シャープPhoto by Takahisa Suzuki

失敗する組織内には、指導者たちの合理的な判断によって、「やましき沈黙」が生じる。そして、どこかに潜んでいた「黒い空気」が、いつのまにか組織全体を覆ってしまう――。限定合理的で不完全な人間世界では、今の日本でも起きているのであり、何らかの対処を施さない限り、今後も起こりうる現象である。シャープとレナウンをめぐる「黒い空気」支配の事例を、取り上げてみたい。
※本稿は、菊澤研宗『指導者(リーダー)の不条理』(PHP新書)より抜粋し再編集したものです。

シャープの失敗と「黒い空気」

 100年近い歴史をもつシャープは、もともと様々な家電製品を製造・販売し、成功していた会社であった。
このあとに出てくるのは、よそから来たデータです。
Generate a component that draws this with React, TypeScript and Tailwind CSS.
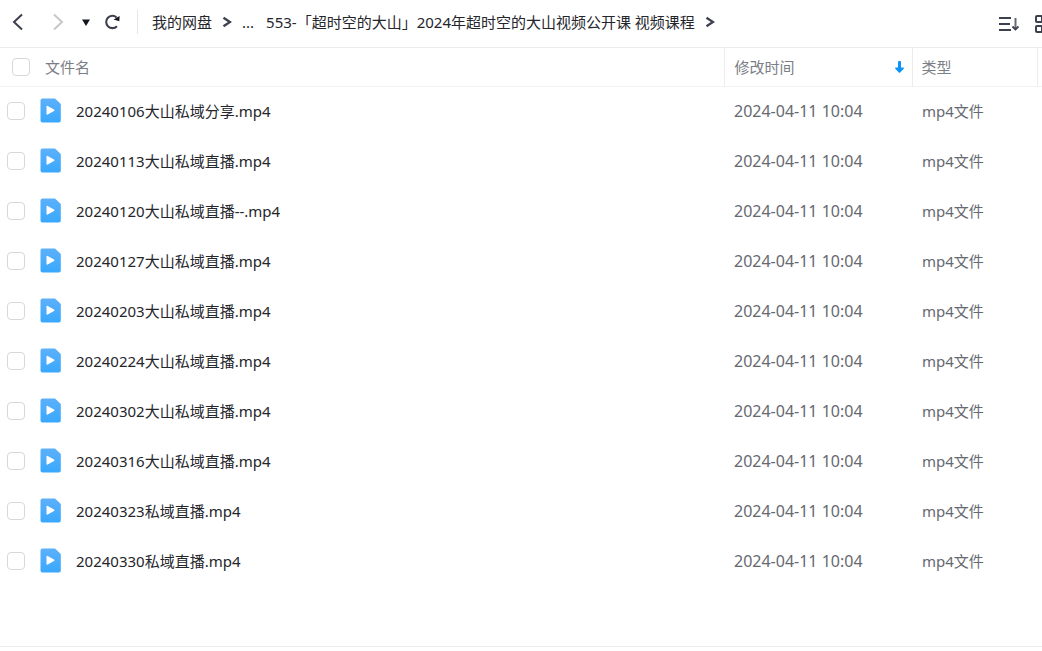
import React, { useState } from "react";

interface FileItem {
	name: string;
	modified: string;
	type: string;
}

const MODIFIED = "2024-04-11 10:04";

const files: FileItem[] = [
	"20240106大山私域分享.mp4",
	"20240113大山私域直播.mp4",
	"20240120大山私域直播--.mp4",
	"20240127大山私域直播.mp4",
	"20240203大山私域直播.mp4",
	"20240224大山私域直播.mp4",
	"20240302大山私域直播.mp4",
	"20240316大山私域直播.mp4",
	"20240323私域直播.mp4",
	"20240330私域直播.mp4",
].map((name) => ({ name, modified: MODIFIED, type: "mp4文件" }));

const ChevronIcon: React.FC<{ direction: "left" | "right" }> = ({
	direction,
}) => (
	<svg width="12" height="18" viewBox="0 0 12 18" fill="none" aria-hidden="true">
		<path
			d={direction === "left" ? "M10 1.5 2 9l8 7.5" : "M2 1.5 10 9l-8 7.5"}
			stroke="currentColor"
			strokeWidth="2"
		/>
	</svg>
);

const CrumbArrow: React.FC = () => (
	<svg
		width="10"
		height="12"
		viewBox="0 0 10 12"
		fill="none"
		aria-hidden="true"
		className="shrink-0 text-[#3c3f4d]"
	>
		<path d="M1.5 1.8 8 6l-6.5 4.2" stroke="currentColor" strokeWidth="2.3" />
	</svg>
);

const RefreshIcon: React.FC = () => (
	<svg width="18" height="16" viewBox="0 0 18 16" fill="none" aria-hidden="true">
		<path
			d="M12.9 12.2A6.2 6.2 0 1 1 12.6 3.4"
			stroke="currentColor"
			strokeWidth="2.1"
		/>
		<path d="M9.6 5.4 15.6 2l-.3 5.2z" fill="#14161f" />
	</svg>
);

const SortIcon: React.FC = () => (
	<svg width="21" height="16" viewBox="0 0 21 16" fill="none" aria-hidden="true">
		<path d="M1 2h12M1 8h11M1 14h12" stroke="currentColor" strokeWidth="2" />
		<path d="M17.5 2v11" stroke="#666a75" strokeWidth="2" />
		<path
			d="m14.5 10.5 3 3 3-3"
			stroke="currentColor"
			strokeWidth="1.8"
		/>
	</svg>
);

const GridIcon: React.FC = () => (
	<svg width="18" height="18" viewBox="0 0 18 18" fill="none" aria-hidden="true">
		<g stroke="currentColor" strokeWidth="2">
			<rect x="1" y="1" width="6" height="6" rx="1" />
			<rect x="11" y="1" width="6" height="6" rx="1" />
			<rect x="1" y="11" width="6" height="6" rx="1" />
			<rect x="11" y="11" width="6" height="6" rx="1" />
		</g>
	</svg>
);

const VideoFileIcon: React.FC = () => (
	<svg
		width="21"
		height="27"
		viewBox="0 0 21 27"
		aria-hidden="true"
		className="shrink-0"
	>
		<defs>
			<linearGradient id="video-file" x1="0" y1="0" x2="0" y2="1">
				<stop offset="0" stopColor="#5db0fa" />
				<stop offset="1" stopColor="#38a8fe" />
			</linearGradient>
		</defs>
		<path
			d="M2.5.5h12.500L20.800 6v16.500a2 2 0 0 1-2 2H2.500a2 2 0 0 1-2-2v-20a2 2 0 0 1 2-2z"
			fill="url(#video-file)"
		/>
		<path
			d="M6.500 8.600c0-.6.6-1 1.200-.7l6.300 3.700c.5.3.5 1 0 1.300l-6.300 3.700c-.6.3-1.200-.1-1.200-.7z"
			fill="#fff"
		/>
	</svg>
);

const Checkbox: React.FC<{
	id: string;
	label: string;
	checked: boolean;
	onChange: () => void;
}> = ({ id, label, checked, onChange }) => (
	<input
		id={id}
		type="checkbox"
		aria-label={label}
		checked={checked}
		onChange={onChange}
		className="size-[18px] shrink-0 appearance-none rounded-[4px] border border-[#d5d8dc] bg-white checked:border-[#06a7ff] checked:bg-[#06a7ff]"
	/>
);

const Toolbar: React.FC = () => (
	<header className="flex h-12 items-center overflow-hidden border-b border-[#ececee] pb-[3px] pl-3 text-[#3c3f4d]">
		<button type="button" aria-label="后退" className="shrink-0">
			<ChevronIcon direction="left" />
		</button>
		<button
			type="button"
			aria-label="前进"
			className="ml-7 shrink-0 text-[#c6c7ca]"
		>
			<ChevronIcon direction="right" />
		</button>
		<button type="button" aria-label="历史记录" className="ml-[18px] shrink-0">
			<svg width="8" height="7" viewBox="0 0 8 7" aria-hidden="true">
				<path d="M0 .5h8L4 7z" fill="#14161f" />
			</svg>
		</button>
		<button type="button" aria-label="刷新" className="ml-[14px] shrink-0">
			<RefreshIcon />
		</button>
		<nav
			aria-label="路径"
			className="ml-[15px] flex h-6 min-w-0 flex-1 items-center border-l border-[#e6e7e9] pl-[14px] whitespace-nowrap text-[#25262b]"
		>
			<a href="#root">我的网盘</a>
			<span className="mx-[10px]">
				<CrumbArrow />
			</span>
			<a href="#parent">...</a>
			<a href="#current" className="mr-[10px] ml-3 truncate">
				553-「超时空的大山」2024年超时空的大山视频公开课 视频课程
			</a>
			<CrumbArrow />
		</nav>
		<div className="-mr-[11px] flex shrink-0 items-center gap-4 pt-1">
			<button type="button" aria-label="排序">
				<SortIcon />
			</button>
			<button type="button" aria-label="网格视图">
				<GridIcon />
			</button>
		</div>
	</header>
);

export default function App() {
	const [selected, setSelected] = useState<string[]>([]);
	const allSelected = selected.length === files.length;

	const toggle = (name: string) => {
		setSelected((prev) =>
			prev.includes(name) ? prev.filter((n) => n !== name) : [...prev, name],
		);
	};

	return (
		<div className="flex min-h-screen flex-col bg-white font-['Noto_Sans','Noto_Sans_CJK_SC',sans-serif] text-[15px] leading-6">
			<Toolbar />
			<main className="flex-1">
				<table className="w-full table-fixed border-collapse text-left">
					<thead className="text-[#7b7e86]">
						<tr className="h-[38px] border-b border-[#f3f3f5]">
							<th className="p-0 font-normal">
								<div className="flex items-center gap-[15px] pl-3">
									<Checkbox
										id="select-all"
										label="全选"
										checked={allSelected}
										onChange={() =>
											setSelected(allSelected ? [] : files.map((f) => f.name))
										}
									/>
									<span>文件名</span>
								</div>
							</th>
							<th className="w-[188px] border-l border-[#ececee] p-0 font-normal">
								<button
									type="button"
									className="flex w-full items-center justify-between pr-2 pl-[10px]"
								>
									修改时间
									<svg
										width="9"
										height="12"
										viewBox="0 0 9 12"
										aria-hidden="true"
									>
										<path
											d="M3 1a1 1 0 0 1 1-1h1a1 1 0 0 1 1 1v5.500h2.200c.8 0 1 .7.5 1.200L5.200 11.500a1 1 0 0 1-1.400 0L.3 7.700C-.2 7.200 0 6.500.8 6.500H3z"
											fill="#0a95fb"
										/>
									</svg>
								</button>
							</th>
							<th className="w-[125px] border-x border-[#ececee] p-0 pl-[9px] font-normal">
								类型
							</th>
							<td className="w-[5px] p-0" />
						</tr>
					</thead>
					<tbody className="text-[#666970]">
						{files.map((file, index) => (
							<tr key={file.name} className="h-[50px] hover:bg-[#f5f9ff]">
								<td className="p-0">
									<div className="flex items-center pl-[7px]">
										<Checkbox
											id={`file-${index}`}
											label={file.name}
											checked={selected.includes(file.name)}
											onChange={() => toggle(file.name)}
										/>
										<label
											htmlFor={`file-${index}`}
											className="ml-[15px] flex min-w-0 items-center gap-[15px] text-[#25262b]"
										>
											<VideoFileIcon />
											<span className="truncate">{file.name}</span>
										</label>
									</div>
								</td>
								<td className="p-0 pl-[10px] text-base">{file.modified}</td>
								<td className="p-0 pl-[10px]">{file.type}</td>
								<td className="p-0" />
							</tr>
						))}
					</tbody>
				</table>
			</main>
			<footer className="h-[5px] border-t border-[#ececee]" />
		</div>
	);
}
ところが、液晶技術にもとづく商品開発で次々と大成功を収めたために、液晶技術を自社の強みとして位置づけ、それを企業にとっての固有資源として選択し、そこにシャープの資源の集中を行なった。いわゆる「選択と集中」戦略である。

 とくに、液晶技術の研究開発に多額の投資を行うとともに、2004年には三重県亀山市に巨大な液晶パネル工場を建設し、2006年にも第二工場を建設し、総額でおよそ4000億円を投資した。さらに、その後も、大阪府堺市に4300億円を投じて液晶の新工場を建設した。

 しかし、環境の変化は激しく、シャープの液晶の競争優位性は弱まっていった。そのため、シャープの液晶巨大工場は強みではなく、逆に弱みとなった。とくに、2008年のリーマンショック以後、シャープが力を入れていた60インチサイズの大型液晶テレビは売れなくなった。そして、それに代わって、当時、中型サイズで攻勢をかけていた韓国サムスン電子が液晶テレビに関して優位となった。

 また、シャープには液晶技術に関しても過信があった。しかし、結局、その技術も韓国や台湾のメーカーにすぐに追いつかれてしまったのである。